As The WAN Becomes More Critical, So Does The WAN Provider
By The Console Connect Team|8 April, 2019
By The Console Connect Team|8 April, 2019
The growing requirement to support a hybrid cloud strategy, with enterprise applications residing in both public and private clouds, is causing businesses to reevaluate their relationships with network operators.
A recent report released by research house Enterprise Management Associates (EMA), Network Engineering and Operations in the Multi-Cloud Era, found that 84 per cent of enterprise network teams have increased their collaboration with their WAN provider's operations and support teams as a direct result of hybrid cloud adoption.
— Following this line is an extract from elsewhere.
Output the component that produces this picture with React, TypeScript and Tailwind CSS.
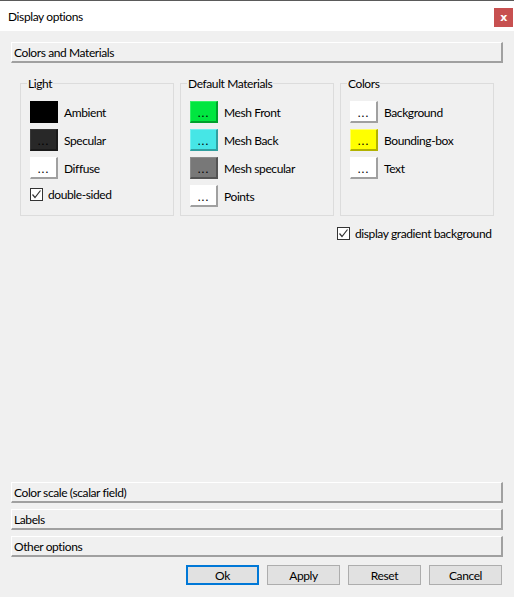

With application infrastructure distributed across public and private clouds, the WAN's role in the service delivery chain has become more critical, the researcher said. It has also raised some new challenges for the in-house network operations team. To support hybrid cloud architectures, the network team must provide a stable, high-performing and secure interconnection between corporate data centers and cloud providers as well as maintaining performance from the network edge to the cloud.
If you consider that applications that used to run on the client devices are now being consumed in the cloud as SaaS applications, you also have a new source of traffic on the WAN. To this point, it's no surprise that EMA found that 63 per cent of enterprises say the cloud has increased WAN connectivity costs.
To combat rising WAN costs, the trend is that many enterprises are planning to mitigate these cost increases by supplementing managed WAN services like MPLS with cheaper internet links. This is one of the reasons SD-WAN has emerged as such a rising star as it allows organisations to bond MPLS and public internet links into one connection.
However, not all the changes are expected to take place in the network. Around 97 per cent of respondents to a Vanson Bourne study say that greater mobility of applications between cloud environments is needed. Businesses would like to see improvements in application mobility and interoperability among cloud environments for greater flexibility in matching applications to the most appropriate infrastructure. This is because there are several factors to consider when deciding where to run a given business application based on, among other things, the economics, regulatory compliance, performance, availability, and security of the available infrastructure options.
This is why being able to move applications easily between cloud environments is a key requirement and why EMA notes that when troubleshooting a hybrid application, the in-house IT operations team often has to involve the WAN provider’s operations team. This is creating a closer partnership with the MPLS provider, particularly in regard to MPLS connectivity between data centers and IaaS cloud providers.
With additional management and more complex orchestration demands, it’s software defined technologies that have helped introduce the consumer-like and more intuitive experience of management portals like Console Connect that are helping to address some of the headaches in managing a hybrid environment.